26. Further, the ld.CIT(E) has also observed that funds received from NIIFL constitute consideration. We find that the funds were received as CSR contributions and there is no evidence of quid pro quo or commercial obligation. We also find that the funds were utilized for procurement of equipment for charitable activities. Therefore, the characterization of such contributions as commercial consideration is factually and legally untenable.
27. Even assuming that certain elements of the activity may resemble business, Section 11(4A) permits incidental business activities, provided they are incidental to the attainment of the objects and supported by maintenance of separate books of account. In the present case, the processing and sale of agricultural produce is inseparably connected with the charitable objectives of livelihood generation and environmental protection.

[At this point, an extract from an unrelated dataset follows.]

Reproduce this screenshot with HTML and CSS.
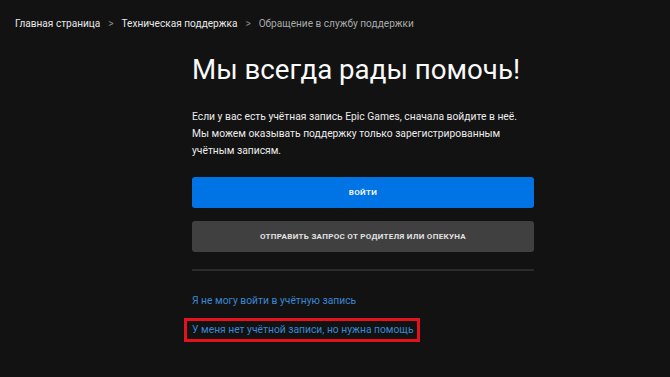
FILE: index.html
```html
<!DOCTYPE html>
<html lang="ru">
<head>
    <meta charset="utf-8">
    <title>Обращение в службу поддержки</title>
    <link rel="stylesheet" href="styles.css">
</head>
<body>
<nav class="crumbs">
    <a class="crumb" href="#">Главная страница</a>
    <span class="sep">&gt;</span>
    <a class="crumb" href="#">Техническая поддержка</a>
    <span class="sep">&gt;</span>
    <span class="crumb current">Обращение в службу поддержки</span>
</nav>

<main class="help">
    <h1>Мы всегда рады помочь!</h1>
    <p class="intro">Если у вас есть учётная запись Epic Games, сначала войдите в неё. Мы можем оказывать поддержку только зарегистрированным учётным записям.</p>

    <div class="actions">
        <button class="btn primary">Войти</button>
        <button class="btn secondary">Отправить запрос от родителя или опекуна</button>
    </div>

    <hr class="divider">

    <div class="links">
        <a class="link" href="#">Я не могу войти в учётную запись</a>
        <a class="link marked" href="#">У меня нет учётной записи, но нужна помощь</a>
    </div>
</main>
</body>
</html>
```

FILE: styles.css
```css
body {
    margin: 0;
    background-color: #121212;
    font-family: Roboto, "Liberation Sans", sans-serif;
    color: #f5f5f5;
}

a {
    text-decoration: none;
}

.crumbs {
    display: flex;
    align-items: center;
    gap: 8px;
    padding: 16px 15px 0;
    font-size: 10.1px;
    line-height: 16px;
}

.crumb {
    color: #e8e8e8;
}

.crumb.current {
    color: #a8a8a8;
}

.sep {
    color: #8a8a8a;
}

.help {
    width: 342px;
    margin-left: 192px;
}

h1 {
    margin: 21px 0 0;
    font-size: 27.7px;
    font-weight: 400;
    line-height: 34px;
    white-space: nowrap;
    color: #fafafa;
}

.intro {
    margin: 21px 0 0;
    font-size: 10.3px;
    line-height: 17px;
    color: #ececec;
}

.actions {
    display: flex;
    flex-direction: column;
    gap: 13px;
    margin-top: 18px;
}

.btn {
    height: 31px;
    border: none;
    border-radius: 3px;
    font-family: inherit;
    font-size: 8px;
    font-weight: 700;
    letter-spacing: .3px;
    text-transform: uppercase;
    cursor: pointer;
}

.btn.primary {
    background: #0074e4;
    color: #f2f6fb;
}

.btn.secondary {
    background: #404040;
    color: #e2e2e2;
}

.divider {
    height: 2px;
    margin: 17px 0 0;
    border: none;
    background: #2a2a2a;
}

.links {
    display: flex;
    flex-direction: column;
    align-items: flex-start;
    gap: 9px;
    margin-top: 21px;
}

.link {
    font-size: 10.3px;
    line-height: 17px;
    color: #3a88d2;
}

.link.marked {
    margin-left: -8px;
    padding: 0 4px 0 5px;
    line-height: 18px;
    border: 3px solid #e3121d;
}
```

28. We also note that the registration u/s.12AB of the Act and eligibility for exemption u/s.11 and 12 of the Act operate at different stages. Even if the proviso to Section 2(15) of the Act were attracted in a particular year, the consequence would be denial of exemption for that year and not cancellation or rejection of registration.
29. In the present facts and circumstances of the case we hold that the ld.CIT(E) has erred in rejecting the application for registration by exceeding the scope of enquiry permissible u/s.12AB of the Act as the objects of the assessee Trust are charitable in nature and the conclusion of the ld.CIT(E) that the activities are commercial is not supported by material on record and is contrary to settled legal principles.
30. Accordingly, the impugned order passed by the ld.CIT(E) is set aside, and the ld.CIT(E) is directed to grant registration to the assessee u/s.12AB of the Act.
31. In the result the appeal filed by the assessee is allowed.